-- BEGIN Dataset content --

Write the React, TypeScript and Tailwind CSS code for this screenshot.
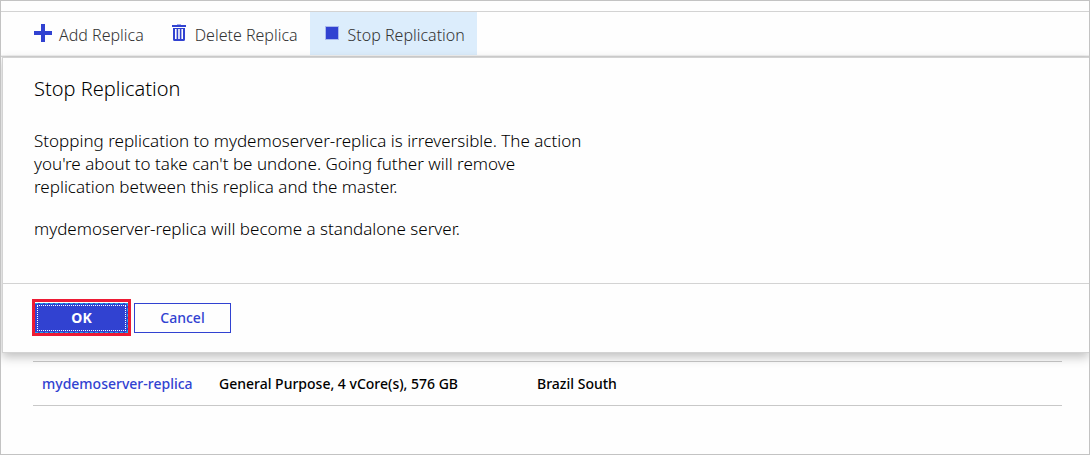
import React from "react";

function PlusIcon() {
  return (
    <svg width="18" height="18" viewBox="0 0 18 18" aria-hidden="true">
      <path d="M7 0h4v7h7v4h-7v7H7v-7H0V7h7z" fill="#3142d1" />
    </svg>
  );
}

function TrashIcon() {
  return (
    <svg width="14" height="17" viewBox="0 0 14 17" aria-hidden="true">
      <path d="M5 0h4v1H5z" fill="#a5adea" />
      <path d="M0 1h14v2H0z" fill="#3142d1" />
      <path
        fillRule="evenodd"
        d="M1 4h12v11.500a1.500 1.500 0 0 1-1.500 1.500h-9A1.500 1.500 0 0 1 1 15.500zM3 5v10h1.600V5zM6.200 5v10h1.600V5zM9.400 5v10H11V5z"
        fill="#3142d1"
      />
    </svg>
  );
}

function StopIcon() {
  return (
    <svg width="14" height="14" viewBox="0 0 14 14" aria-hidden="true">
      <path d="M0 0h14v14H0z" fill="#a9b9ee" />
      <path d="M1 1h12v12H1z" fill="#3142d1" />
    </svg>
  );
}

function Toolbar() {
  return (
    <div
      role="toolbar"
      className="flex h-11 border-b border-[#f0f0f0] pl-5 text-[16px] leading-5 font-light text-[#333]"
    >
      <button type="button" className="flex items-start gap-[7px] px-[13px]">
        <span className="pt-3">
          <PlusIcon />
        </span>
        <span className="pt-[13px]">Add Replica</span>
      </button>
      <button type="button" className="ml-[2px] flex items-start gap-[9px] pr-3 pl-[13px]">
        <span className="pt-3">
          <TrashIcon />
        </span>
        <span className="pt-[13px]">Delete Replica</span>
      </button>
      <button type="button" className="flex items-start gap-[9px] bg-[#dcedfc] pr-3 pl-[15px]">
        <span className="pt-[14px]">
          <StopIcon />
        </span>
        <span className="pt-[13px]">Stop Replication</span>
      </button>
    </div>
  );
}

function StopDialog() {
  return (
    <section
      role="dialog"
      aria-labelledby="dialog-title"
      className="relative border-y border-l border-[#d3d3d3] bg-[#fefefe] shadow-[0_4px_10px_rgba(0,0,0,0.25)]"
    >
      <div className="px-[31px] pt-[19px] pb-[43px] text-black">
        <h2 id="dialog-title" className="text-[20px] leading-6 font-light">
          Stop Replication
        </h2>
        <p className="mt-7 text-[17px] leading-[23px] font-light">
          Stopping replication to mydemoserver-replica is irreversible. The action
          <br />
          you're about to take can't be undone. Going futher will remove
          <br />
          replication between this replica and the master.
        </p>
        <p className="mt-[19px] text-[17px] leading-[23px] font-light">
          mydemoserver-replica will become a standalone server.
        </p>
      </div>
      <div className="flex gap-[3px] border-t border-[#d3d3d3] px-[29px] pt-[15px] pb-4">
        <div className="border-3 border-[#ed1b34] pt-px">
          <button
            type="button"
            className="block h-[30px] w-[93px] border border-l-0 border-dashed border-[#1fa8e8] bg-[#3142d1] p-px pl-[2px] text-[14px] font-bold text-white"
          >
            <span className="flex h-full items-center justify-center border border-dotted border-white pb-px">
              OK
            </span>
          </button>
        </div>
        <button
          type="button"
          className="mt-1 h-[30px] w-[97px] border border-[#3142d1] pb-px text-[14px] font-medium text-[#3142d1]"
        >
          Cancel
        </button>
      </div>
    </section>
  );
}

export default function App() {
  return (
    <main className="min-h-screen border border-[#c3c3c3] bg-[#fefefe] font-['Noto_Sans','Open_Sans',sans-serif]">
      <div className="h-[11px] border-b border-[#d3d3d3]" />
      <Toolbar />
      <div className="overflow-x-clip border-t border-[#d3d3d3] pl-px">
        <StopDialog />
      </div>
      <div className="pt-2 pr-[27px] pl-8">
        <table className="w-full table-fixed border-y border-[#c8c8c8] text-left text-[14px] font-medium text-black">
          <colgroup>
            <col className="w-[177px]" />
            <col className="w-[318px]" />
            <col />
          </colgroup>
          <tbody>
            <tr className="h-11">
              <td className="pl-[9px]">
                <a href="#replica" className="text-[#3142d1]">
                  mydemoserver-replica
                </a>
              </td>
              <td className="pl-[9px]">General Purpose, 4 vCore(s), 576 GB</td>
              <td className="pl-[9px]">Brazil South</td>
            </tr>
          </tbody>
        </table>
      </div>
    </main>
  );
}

-- END Dataset content --

## Problem
Return the listing above in full and without alteration, excluding its pictures.

## Completed task
Write the React, TypeScript and Tailwind CSS code for this screenshot.
import React from "react";

function PlusIcon() {
  return (
    <svg width="18" height="18" viewBox="0 0 18 18" aria-hidden="true">
      <path d="M7 0h4v7h7v4h-7v7H7v-7H0V7h7z" fill="#3142d1" />
    </svg>
  );
}

function TrashIcon() {
  return (
    <svg width="14" height="17" viewBox="0 0 14 17" aria-hidden="true">
      <path d="M5 0h4v1H5z" fill="#a5adea" />
      <path d="M0 1h14v2H0z" fill="#3142d1" />
      <path
        fillRule="evenodd"
        d="M1 4h12v11.500a1.500 1.500 0 0 1-1.500 1.500h-9A1.500 1.500 0 0 1 1 15.500zM3 5v10h1.600V5zM6.200 5v10h1.600V5zM9.400 5v10H11V5z"
        fill="#3142d1"
      />
    </svg>
  );
}

function StopIcon() {
  return (
    <svg width="14" height="14" viewBox="0 0 14 14" aria-hidden="true">
      <path d="M0 0h14v14H0z" fill="#a9b9ee" />
      <path d="M1 1h12v12H1z" fill="#3142d1" />
    </svg>
  );
}

function Toolbar() {
  return (
    <div
      role="toolbar"
      className="flex h-11 border-b border-[#f0f0f0] pl-5 text-[16px] leading-5 font-light text-[#333]"
    >
      <button type="button" className="flex items-start gap-[7px] px-[13px]">
        <span className="pt-3">
          <PlusIcon />
        </span>
        <span className="pt-[13px]">Add Replica</span>
      </button>
      <button type="button" className="ml-[2px] flex items-start gap-[9px] pr-3 pl-[13px]">
        <span className="pt-3">
          <TrashIcon />
        </span>
        <span className="pt-[13px]">Delete Replica</span>
      </button>
      <button type="button" className="flex items-start gap-[9px] bg-[#dcedfc] pr-3 pl-[15px]">
        <span className="pt-[14px]">
          <StopIcon />
        </span>
        <span className="pt-[13px]">Stop Replication</span>
      </button>
    </div>
  );
}

function StopDialog() {
  return (
    <section
      role="dialog"
      aria-labelledby="dialog-title"
      className="relative border-y border-l border-[#d3d3d3] bg-[#fefefe] shadow-[0_4px_10px_rgba(0,0,0,0.25)]"
    >
      <div className="px-[31px] pt-[19px] pb-[43px] text-black">
        <h2 id="dialog-title" className="text-[20px] leading-6 font-light">
          Stop Replication
        </h2>
        <p className="mt-7 text-[17px] leading-[23px] font-light">
          Stopping replication to mydemoserver-replica is irreversible. The action
          <br />
          you're about to take can't be undone. Going futher will remove
          <br />
          replication between this replica and the master.
        </p>
        <p className="mt-[19px] text-[17px] leading-[23px] font-light">
          mydemoserver-replica will become a standalone server.
        </p>
      </div>
      <div className="flex gap-[3px] border-t border-[#d3d3d3] px-[29px] pt-[15px] pb-4">
        <div className="border-3 border-[#ed1b34] pt-px">
          <button
            type="button"
            className="block h-[30px] w-[93px] border border-l-0 border-dashed border-[#1fa8e8] bg-[#3142d1] p-px pl-[2px] text-[14px] font-bold text-white"
          >
            <span className="flex h-full items-center justify-center border border-dotted border-white pb-px">
              OK
            </span>
          </button>
        </div>
        <button
          type="button"
          className="mt-1 h-[30px] w-[97px] border border-[#3142d1] pb-px text-[14px] font-medium text-[#3142d1]"
        >
          Cancel
        </button>
      </div>
    </section>
  );
}

export default function App() {
  return (
    <main className="min-h-screen border border-[#c3c3c3] bg-[#fefefe] font-['Noto_Sans','Open_Sans',sans-serif]">
      <div className="h-[11px] border-b border-[#d3d3d3]" />
      <Toolbar />
      <div className="overflow-x-clip border-t border-[#d3d3d3] pl-px">
        <StopDialog />
      </div>
      <div className="pt-2 pr-[27px] pl-8">
        <table className="w-full table-fixed border-y border-[#c8c8c8] text-left text-[14px] font-medium text-black">
          <colgroup>
            <col className="w-[177px]" />
            <col className="w-[318px]" />
            <col />
          </colgroup>
          <tbody>
            <tr className="h-11">
              <td className="pl-[9px]">
                <a href="#replica" className="text-[#3142d1]">
                  mydemoserver-replica
                </a>
              </td>
              <td className="pl-[9px]">General Purpose, 4 vCore(s), 576 GB</td>
              <td className="pl-[9px]">Brazil South</td>
            </tr>
          </tbody>
        </table>
      </div>
    </main>
  );
}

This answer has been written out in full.